┌──

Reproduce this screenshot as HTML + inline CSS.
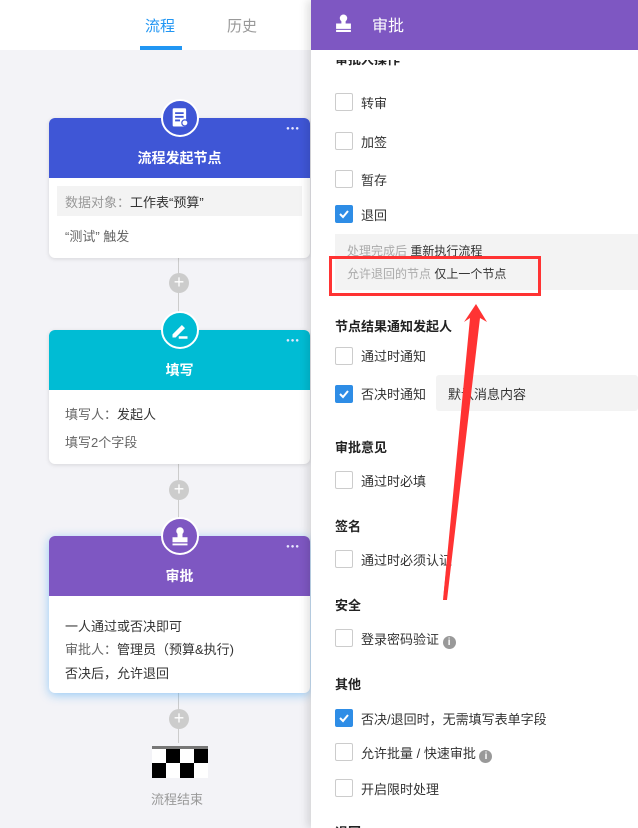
<!DOCTYPE html>
<html><head><meta charset="utf-8"><style>
*{margin:0;padding:0;box-sizing:border-box}
html,body{width:638px;height:828px;overflow:hidden}
body{background:#f3f3f7;font-family:"Liberation Sans","Noto Sans CJK SC",sans-serif;position:relative;font-size:13px;color:#333}
.a{position:absolute}
.top{left:0;top:0;width:311px;height:50px;background:#fff}
.line{left:178px;width:1px;background:#ccc}
.card{left:49px;width:261px;background:#fff;border-radius:6px;box-shadow:0 1px 4px rgba(0,0,0,.12);overflow:hidden}
.hd{height:60px;color:#fff;font-weight:bold;font-size:14px;text-align:center;padding-top:30px;position:relative}
.dots{position:absolute;right:10px;top:8px;font-size:6px;letter-spacing:1px;color:#e8e8ff}
.circ{width:38px;height:38px;border-radius:50%;border:2px solid #fff;display:flex;align-items:center;justify-content:center}
.plus{left:169px;width:20px;height:20px;border-radius:50%;background:#ccc;color:#fff;font-size:18px;line-height:19px;text-align:center}
.panel{left:311px;top:0;width:327px;height:828px;background:#fff;box-shadow:-4px 0 8px rgba(0,0,0,.12)}
.ph{left:311px;top:0;width:327px;height:50px;background:#7E57C2;color:#fff;font-size:16px}
.cb{left:335px;width:18px;height:18px;border:1px solid #ccc;border-radius:2px;background:#fff}
.cb.on{background:#2e8de6;border-color:#2e8de6}
.lb{left:361px;font-size:13px;color:#333}
.sec{left:335px;font-weight:bold;font-size:13px;color:#222}
.g{color:#999}
</style></head><body>
<div class="a top"></div>
<div class="a" style="left:145px;top:15px;font-size:15px;color:#2196F3">流程</div>
<div class="a" style="left:140px;top:46px;width:42px;height:4px;background:#2196F3"></div>
<div class="a" style="left:227px;top:15px;font-size:15px;color:#999">历史</div>

<div class="a line" style="top:258px;height:70px"></div>
<div class="a line" style="top:464px;height:70px"></div>
<div class="a line" style="top:693px;height:50px"></div>

<div class="a card" style="top:118px;height:140px">
 <div class="hd" style="background:#3F56D6">流程发起节点<span class="dots">●●●</span></div>
 <div class="a" style="left:8px;top:68px;width:245px;height:30px;background:#f3f3f3;padding:6px 8px;font-size:13px"><span class="g">数据对象：</span>工作表“预算”</div>
 <div class="a g" style="left:16px;top:108px;color:#666">“测试” 触发</div>
</div>
<div class="a circ" style="left:161px;top:99px;background:#3F56D6"><svg width="20" height="22" viewBox="0 0 16 18"><rect x="2" y="1" width="11" height="15" rx="1" fill="#fff"/><path d="M4 5h7M4 8h7M4 11h4" stroke="#3F56D6" stroke-width="1.5"/><circle cx="12" cy="13" r="2.5" fill="#fff" stroke="#3F56D6"/></svg></div>
<div class="a plus" style="top:273px">+</div>

<div class="a card" style="top:330px;height:134px">
 <div class="hd" style="background:#00BCD4">填写<span class="dots">●●●</span></div>
 <div class="a" style="left:16px;top:74px"><span style="color:#666">填写人：</span>发起人</div>
 <div class="a" style="left:16px;top:102px;color:#666">填写2个字段</div>
</div>
<div class="a circ" style="left:161px;top:311px;background:#00BCD4"><svg width="20" height="20" viewBox="0 0 16 16"><path d="M2 11.5l7.5-7.5 2.5 2.5-7.5 7.5H2z" fill="#fff"/><path d="M7 14h7" stroke="#fff" stroke-width="2"/></svg></div>
<div class="a plus" style="top:480px">+</div>

<div class="a card" style="top:536px;height:157px;box-shadow:0 2px 10px rgba(33,150,243,.45)">
 <div class="hd" style="background:#7E57C2">审批<span class="dots">●●●</span></div>
 <div class="a" style="left:16px;top:80px">一人通过或否决即可</div>
 <div class="a" style="left:16px;top:103px"><span style="color:#666">审批人：</span>管理员（预算&amp;执行)</div>
 <div class="a" style="left:16px;top:127px">否决后，允许退回</div>
</div>
<div class="a circ" style="left:161px;top:517px;background:#7E57C2"><svg width="20" height="20" viewBox="0 0 16 16"><circle cx="8" cy="4" r="3" fill="#fff"/><path d="M6 6h4v3h4v4H2V9h4z" fill="#fff"/><rect x="2" y="14" width="12" height="1.5" fill="#fff"/></svg></div>
<div class="a plus" style="top:709px">+</div>

<div class="a" style="left:152px;top:746px;width:56px;height:3px;background:#777"></div>
<svg class="a" style="left:152px;top:749px" width="56" height="29"><rect width="56" height="29" fill="#fff"/><rect x="14" y="0" width="14" height="14"/><rect x="42" y="0" width="14" height="14"/><rect x="0" y="14" width="14" height="15"/><rect x="28" y="14" width="14" height="15"/></svg>
<div class="a" style="left:151px;top:789px;color:#999">流程结束</div>

<div class="a panel"></div>
<div class="a ph"><svg class="a" style="left:24px;top:14px" width="17" height="18" viewBox="0 0 16 17"><circle cx="8" cy="4" r="3.5" fill="#fff"/><path d="M6 6h4v3h5v5H1V9h5z" fill="#fff"/><rect x="1" y="15" width="14" height="2" fill="#fff"/></svg><span class="a" style="left:61px;top:12px">审批</span></div>
<div class="a sec" style="top:60px;height:6px;overflow:hidden;line-height:0">审批人操作</div>

<div class="a cb" style="top:93px"></div><div class="a lb" style="top:93px">转审</div>
<div class="a cb" style="top:132px"></div><div class="a lb" style="top:132px">加签</div>
<div class="a cb" style="top:170px"></div><div class="a lb" style="top:170px">暂存</div>
<div class="a cb on" style="top:205px"><svg width="16" height="16"><path d="M4 8l3 3 5-6" stroke="#fff" stroke-width="2" fill="none"/></svg></div><div class="a lb" style="top:205px">退回</div>
<div class="a" style="left:335px;top:234px;width:303px;height:56px;background:#f3f3f3"></div>
<div class="a" style="left:347px;top:242px;font-size:12px"><span style="color:#aaa">处理完成后</span> 重新执行流程</div>
<div class="a" style="left:347px;top:265px;font-size:12px"><span style="color:#aaa">允许退回的节点</span> 仅上一个节点</div>
<div class="a" style="left:329px;top:256px;width:212px;height:40px;border:3px solid #f33"></div>

<div class="a sec" style="top:316px">节点结果通知发起人</div>
<div class="a cb" style="top:347px"></div><div class="a lb" style="top:346px">通过时通知</div>
<div class="a cb on" style="top:385px"><svg width="16" height="16"><path d="M4 8l3 3 5-6" stroke="#fff" stroke-width="2" fill="none"/></svg></div><div class="a lb" style="top:384px">否决时通知</div>
<div class="a" style="left:436px;top:375px;width:202px;height:36px;background:#f3f3f3;border-radius:3px;padding:9px 0 0 12px">默认消息内容</div>

<div class="a sec" style="top:437px">审批意见</div>
<div class="a cb" style="top:471px"></div><div class="a lb" style="top:471px">通过时必填</div>
<div class="a sec" style="top:516px">签名</div>
<div class="a cb" style="top:550px"></div><div class="a lb" style="top:550px">通过时必须认证</div>
<div class="a sec" style="top:595px">安全</div>
<div class="a cb" style="top:629px"></div><div class="a lb" style="top:629px">登录密码验证 <span style="display:inline-block;width:13px;height:13px;border-radius:50%;background:#999;color:#fff;font-size:10px;text-align:center;line-height:13px;font-weight:bold;vertical-align:-1px">i</span></div>
<div class="a sec" style="top:674px">其他</div>
<div class="a cb on" style="top:709px"><svg width="16" height="16"><path d="M4 8l3 3 5-6" stroke="#fff" stroke-width="2" fill="none"/></svg></div><div class="a lb" style="top:709px">否决/退回时，无需填写表单字段</div>
<div class="a cb" style="top:743px"></div><div class="a lb" style="top:743px">允许批量 / 快速审批 <span style="display:inline-block;width:13px;height:13px;border-radius:50%;background:#999;color:#fff;font-size:10px;text-align:center;line-height:13px;font-weight:bold;vertical-align:-1px">i</span></div>
<div class="a cb" style="top:779px"></div><div class="a lb" style="top:779px">开启限时处理</div>
<div class="a sec" style="top:822px">退回…</div>

<svg class="a" style="left:0;top:0" width="638" height="828"><path d="M443 600 L470 318 L464 322 L476 304 L487 322 L480 318 L447 600Z" fill="#f33"/><path d="M443 600 L472 318 L478 318 Z" fill="#f33"/></svg>
</body></html>
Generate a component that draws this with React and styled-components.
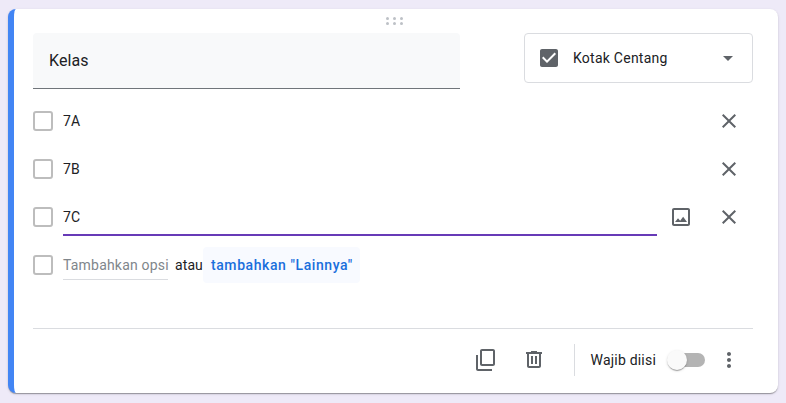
import React from 'react'
import styled, { createGlobalStyle } from 'styled-components'

const GlobalStyle = createGlobalStyle`
    html, body {
        margin: 0;
        height: 100%;
        background: #eeeaf8;
        font-family: Roboto, "Liberation Sans", sans-serif;
        overflow: hidden;
    }
`

const Card = styled.section`
    position: relative;
    box-sizing: border-box;
    width: 770px;
    height: 384px;
    margin: 9px 8px 0;
    padding: 24px 25px 0 19px;
    background: #fff;
    border-left: 6px solid #4285f4;
    border-radius: 8px;
    box-shadow: 0 2px 1px -1px rgba(0, 0, 0, .2), 0 1px 1px 0 rgba(0, 0, 0, .14), 0 1px 3px 0 rgba(0, 0, 0, .12);
`

const DragHandle = styled.svg`
    position: absolute;
    top: 8px;
    left: 372px;
    display: block;
`

const Header = styled.header`
    display: flex;
    justify-content: space-between;
    align-items: flex-start;
    margin-bottom: 8px;
`

const TitleField = styled.div`
    box-sizing: border-box;
    display: flex;
    align-items: center;
    width: 427px;
    height: 56px;
    padding-left: 16px;
    background: #f8f9fa;
    border-bottom: 1px solid #70757a;
    border-radius: 4px 4px 0 0;
    color: #202124;
    font-size: 16px;
    letter-spacing: .1px;
`

const TypeSelect = styled.div`
    box-sizing: border-box;
    display: flex;
    align-items: center;
    width: 229px;
    height: 50px;
    padding: 0 19px 0 12px;
    border: 1px solid #dadce0;
    border-radius: 4px;
    color: #5f6368;
    font-size: 14px;
    letter-spacing: .25px;
`

const TypeLabel = styled.span`
    flex: 1;
    margin-left: 12px;
    color: #202124;
`

const Arrow = styled.span`
    width: 0;
    height: 0;
    border-left: 5px solid transparent;
    border-right: 5px solid transparent;
    border-top: 5px solid #5f6368;
`

const Row = styled.div`
    display: flex;
    align-items: center;
    height: 48px;
`

const Box = styled.span`
    box-sizing: border-box;
    flex: none;
    width: 20px;
    height: 20px;
    margin-right: 10px;
    border: 2px solid #bdbdbd;
    border-radius: 3px;
`

const OptionText = styled.div`
    box-sizing: border-box;
    flex: 1;
    display: flex;
    align-items: center;
    height: 38px;
    color: #202124;
    font-size: 14px;
    letter-spacing: .2px;
    ${p => p.$active && `
        padding-top: 2px;
        border-bottom: 2px solid #673ab7;
    `}
`

const IconButton = styled.button`
    flex: none;
    display: flex;
    align-items: center;
    justify-content: center;
    width: 48px;
    height: 48px;
    padding: 0;
    border: 0;
    background: none;
    color: #5f6368;
`

const AddInput = styled.div`
    box-sizing: border-box;
    display: flex;
    align-items: center;
    width: 105px;
    height: 30px;
    padding-top: 1px;
    border-bottom: 1px solid #dadce0;
    color: #80868b;
    font-size: 14px;
    letter-spacing: .2px;
    white-space: nowrap;
`

const AddGroup = styled.div`
    display: flex;
    align-items: center;
    justify-content: space-between;
    width: 192px;
`

const Or = styled.span`
    margin-left: 7px;
    color: #202124;
    font-size: 14px;
    letter-spacing: .1px;
`

const AddOther = styled.span`
    box-sizing: border-box;
    display: flex;
    align-items: center;
    width: 157px;
    height: 36px;
    padding-left: 8px;
    background: #f8faff;
    border-radius: 4px;
    color: #1a6fdc;
    font-size: 14px;
    font-weight: 500;
    letter-spacing: .58px;
    white-space: nowrap;
`

const Footer = styled.footer`
    display: flex;
    justify-content: flex-end;
    align-items: center;
    height: 61px;
    margin-top: 39px;
    border-top: 1px solid #dadce0;
`

const Separator = styled.span`
    width: 1px;
    height: 32px;
    margin: 0 16px 0 17px;
    background: #dadce0;
`

const RequiredLabel = styled.span`
    margin-right: 11px;
    color: #202124;
    font-size: 14px;
    letter-spacing: .2px;
`

const Toggle = styled.span`
    position: relative;
    width: 38px;
    height: 14px;
    display: flex;
    justify-content: flex-end;
`

const Track = styled.span`
    width: 34px;
    height: 14px;
    border-radius: 7px;
    background: #b4b4b4;
`

const Thumb = styled.span`
    position: absolute;
    top: -3px;
    left: 0;
    width: 20px;
    height: 20px;
    border-radius: 50%;
    background: #fafafa;
    box-shadow: 0 2px 1px -1px rgba(0, 0, 0, .2), 0 1px 1px 0 rgba(0, 0, 0, .14), 0 1px 3px 0 rgba(0, 0, 0, .12);
`

function Icon({ d }) {
    return (
        <svg width="24" height="24" viewBox="0 0 24 24" fill="currentColor">
            <path d={d} />
        </svg>
    )
}

const CLOSE = 'M19 6.41L17.59 5 12 10.59 6.41 5 5 6.41 10.59 12 5 17.59 6.41 19 12 13.41 17.59 19 19 17.59 13.41 12z'
const IMAGE = 'M19 5v14H5V5h14m0-2H5c-1.1 0-2 .9-2 2v14c0 1.1.9 2 2 2h14c1.1 0 2-.9 2-2V5c0-1.1-.9-2-2-2zm-4.86 8.86l-3 3.87L9 13.14 6 17h12l-3.86-5.14z'
const COPY = 'M20 1H9c-1.1 0-2 .9-2 2v13c0 1.1.9 2 2 2h11c1.1 0 2-.9 2-2V3c0-1.1-.9-2-2-2zm0 15H9V3h11v13zM3 7h2v14h14v2H5c-1.1 0-2-.9-2-2V7z'
const TRASH = 'M16 3v1h5v2h-1v12c0 1.1-.9 2-2 2H8c-1.1 0-2-.9-2-2V6H5V4h5V3h6zm2 3H8v12h10V6zM10 8h2v8h-2zM14 8h2v8h-2z'
const DOTS = 'M12 8c1.1 0 2-.9 2-2s-.9-2-2-2-2 .9-2 2 .9 2 2 2zm0 2c-1.1 0-2 .9-2 2s.9 2 2 2 2-.9 2-2-.9-2-2-2zm0 6c-1.1 0-2 .9-2 2s.9 2 2 2 2-.9 2-2-.9-2-2-2z'
const CHECKED = 'M19 3H5c-1.11 0-2 .9-2 2v14c0 1.1.89 2 2 2h14c1.11 0 2-.9 2-2V5c0-1.1-.89-2-2-2zm-9 14l-5-5 1.41-1.41L10 14.17l7.59-7.59L19 8l-9 9z'

function App() {
    return (
        <>
            <GlobalStyle />
            <Card>
                <DragHandle width="17" height="8" viewBox="0 0 17 8" fill="#bdc1c6">
                    {[1.5, 8.5, 15.5].map(x => [1.5, 6.5].map(y => (
                        <circle key={`${x}-${y}`} cx={x} cy={y} r="1.5" />
                    )))}
                </DragHandle>
                <Header>
                    <TitleField>Kelas</TitleField>
                    <TypeSelect>
                        <Icon d={CHECKED} />
                        <TypeLabel>Kotak Centang</TypeLabel>
                        <Arrow />
                    </TypeSelect>
                </Header>
                <Row>
                    <Box />
                    <OptionText>7A</OptionText>
                    <IconButton><Icon d={CLOSE} /></IconButton>
                </Row>
                <Row>
                    <Box />
                    <OptionText>7B</OptionText>
                    <IconButton><Icon d={CLOSE} /></IconButton>
                </Row>
                <Row>
                    <Box />
                    <OptionText $active>7C</OptionText>
                    <IconButton><Icon d={IMAGE} /></IconButton>
                    <IconButton><Icon d={CLOSE} /></IconButton>
                </Row>
                <Row>
                    <Box />
                    <AddInput>Tambahkan opsi</AddInput>
                    <AddGroup>
                        <Or>atau</Or>
                        <AddOther>tambahkan "Lainnya"</AddOther>
                    </AddGroup>
                </Row>
                <Footer>
                    <IconButton><Icon d={COPY} /></IconButton>
                    <IconButton><Icon d={TRASH} /></IconButton>
                    <Separator />
                    <RequiredLabel>Wajib diisi</RequiredLabel>
                    <Toggle>
                        <Track />
                        <Thumb />
                    </Toggle>
                    <IconButton><Icon d={DOTS} /></IconButton>
                </Footer>
            </Card>
        </>
    )
}

export default App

└──

TASK PROMPT:
In the entries above, find every line with the word "components" and list it.

CORRECT RESPONSE:
Generate a component that draws this with React and styled-components.
import styled, { createGlobalStyle } from 'styled-components'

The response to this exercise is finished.